In terms of nuclear explosions and other large bombs, the term "ground zero" (sometimes also known as "surface zero") describes the point on the Earth's surface closest to a detonation. In the case of an explosion above the ground, ground zero refers to the point on the ground directly below the nuclear detonation and is sometimes called the hypocenter (from Greek ὑπο- "under-" and center). Generally, it is also used in relation to earthquakes, epidemics, and other disasters to mark the point of the most severe damage or destruction. The term is distinguished from the term zero point in that the latter can also be located in the air, underground, or underwater.
On December 7, 1941, the Empire of Japan carried out a "surprise attack" on Pearl Harbor, the headquarters of the United States Pacific Fleet in Honolulu, Hawaii. At the time of the attack, the U.S. and Japan were not officially at war and were still negotiating for a possible peace treaty. The event was described as ground zero due to the catastrophic damage inflicted upon the fleet and facilities within the naval base and other areas, as well as the nature surrounding the attack. The attack started at 7:55 am with 353 Japanese planes and lasted for 110 minutes. The most famous example of ground zero was Turret II of the USS Arizona, when an armor-piercing bomb penetrated through that turret towards the forward ammunition compartment which blew the ship apart and sunk it within seconds, killing 1,177 out of the 1,512 people on board. Hickam Field was also described as ground zero due to the devastation the Japanese caused to the airfield, killing 189 people and destroying many aircraft on the ground. In total, 2,467 people were killed in the attack, including 2,403 victims and 64 attackers, and eight battleships and 217 aircraft (including 19 from the attackers) were destroyed, making it the largest peacetime loss of life and property on American soil.

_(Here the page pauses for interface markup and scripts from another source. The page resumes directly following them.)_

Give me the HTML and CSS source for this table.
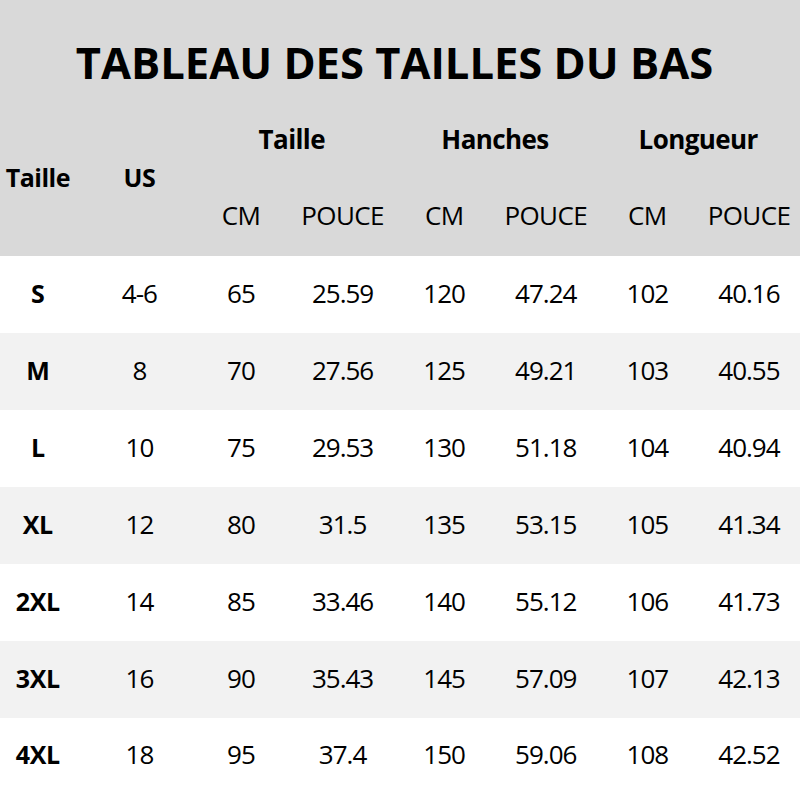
FILE: index.html
```html
<!DOCTYPE html>
<html lang="fr">
<head>
<meta charset="utf-8">
<title>Tableau des tailles du bas</title>
<link rel="stylesheet" href="styles.css">
</head>
<body>
<div class="page">
  <header class="head">
    <h1 class="title">TABLEAU DES TAILLES DU BAS</h1>
    <div class="grid hgrid">
      <div class="rowhead c1">Taille</div>
      <div class="rowhead c2">US</div>
      <div class="group g1">Taille</div>
      <div class="group g2">Hanches</div>
      <div class="group g3">Longueur</div>
      <div class="sub s1">CM</div>
      <div class="sub s2">POUCE</div>
      <div class="sub s3">CM</div>
      <div class="sub s4">POUCE</div>
      <div class="sub s5">CM</div>
      <div class="sub s6">POUCE</div>
    </div>
  </header>
  <div class="body">
    <div class="grid row"><b>S</b><span>4-6</span><span>65</span><span>25.59</span><span>120</span><span>47.24</span><span>102</span><span>40.16</span></div>
    <div class="grid row alt"><b>M</b><span>8</span><span>70</span><span>27.56</span><span>125</span><span>49.21</span><span>103</span><span>40.55</span></div>
    <div class="grid row"><b>L</b><span>10</span><span>75</span><span>29.53</span><span>130</span><span>51.18</span><span>104</span><span>40.94</span></div>
    <div class="grid row alt"><b>XL</b><span>12</span><span>80</span><span>31.5</span><span>135</span><span>53.15</span><span>105</span><span>41.34</span></div>
    <div class="grid row"><b>2XL</b><span>14</span><span>85</span><span>33.46</span><span>140</span><span>55.12</span><span>106</span><span>41.73</span></div>
    <div class="grid row alt"><b>3XL</b><span>16</span><span>90</span><span>35.43</span><span>145</span><span>57.09</span><span>107</span><span>42.13</span></div>
    <div class="grid row last"><b>4XL</b><span>18</span><span>95</span><span>37.4</span><span>150</span><span>59.06</span><span>108</span><span>42.52</span></div>
  </div>
</div>
</body>
</html>
```

FILE: styles.css
```css
html, body {
  margin: 0;
  padding: 0;
}
body {
  width: 800px;
  height: 800px;
  overflow: hidden;
  background: #ffffff;
  color: #000000;
  font-family: "Open Sans", "Noto Sans", sans-serif;
}
.page {
  width: 800px;
  overflow: hidden;
}
.head {
  background: #d9d9d9;
  height: 256px;
  box-sizing: border-box;
  padding-top: 33px;
}
.title {
  margin: 0;
  text-align: center;
  font-size: 43.5px;
  line-height: 60px;
  font-weight: 700;
  letter-spacing: 0;
  padding-right: 11px;
}
.grid {
  display: grid;
  grid-template-columns: repeat(8, 101.6px);
  width: 813px;
  margin-left: -13px;
}
.hgrid {
  margin-top: 26px;
  grid-template-rows: 40px 36px 40px;
  align-items: center;
  justify-items: center;
}
.rowhead {
  grid-row: 2;
  font-weight: 700;
  font-size: 25px;
  letter-spacing: -0.5px;
}
.c1 { grid-column: 1; }
.c2 { grid-column: 2; }
.group {
  grid-row: 1;
  font-weight: 700;
  font-size: 26px;
  letter-spacing: -0.6px;
}
.g1 { grid-column: 3 / span 2; }
.g2 { grid-column: 5 / span 2; }
.g3 { grid-column: 7 / span 2; }
.sub {
  grid-row: 3;
  font-size: 26px;
  letter-spacing: -0.6px;
}
.s1 { grid-column: 3; }
.s2 { grid-column: 4; }
.s3 { grid-column: 5; }
.s4 { grid-column: 6; }
.s5 { grid-column: 7; }
.s6 { grid-column: 8; }
.row {
  height: 77px;
  box-sizing: border-box;
  padding-bottom: 4px;
  align-items: center;
  justify-items: center;
  font-size: 26px;
  letter-spacing: -1px;
}
.row b {
  font-weight: 700;
  font-size: 25px;
  letter-spacing: -0.3px;
}
.alt {
  background: #f2f2f2;
}
.last {
  height: 82px;
  padding-bottom: 10px;
}
```
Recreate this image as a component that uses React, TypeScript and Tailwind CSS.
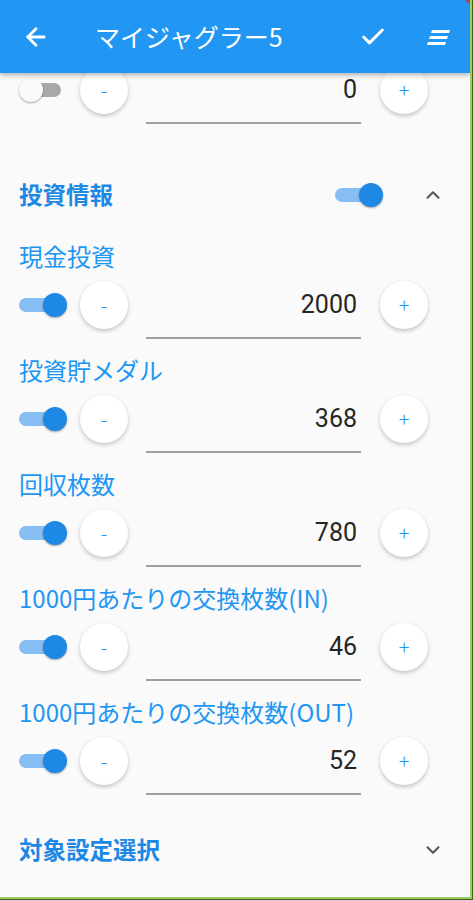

On December 8, the day after the attack, Japan declared war on the United States and the United States declared war on Japan in return the same day, thus drawing the United States into World War II and turning the Allied tide against the Axis powers in the war.
Trinity, Hiroshima, and Nagasaki
The origins of the term "ground zero" began with the Trinity test in Jornada del Muerto desert near Socorro, New Mexico, and the atomic bombings of Hiroshima and Nagasaki in Japan. The Strategic Bombing Survey of the atomic attacks, released in June 1946, used the term liberally, defining it as: "For convenience, the term 'ground zero' will be used to designate the point on the ground directly beneath the point of detonation, or 'air zero.'" William Laurence, an embedded reporter with the Manhattan Project, reported that "Zero" was "the code name given to the spot chosen for the [Trinity] test" in 1945.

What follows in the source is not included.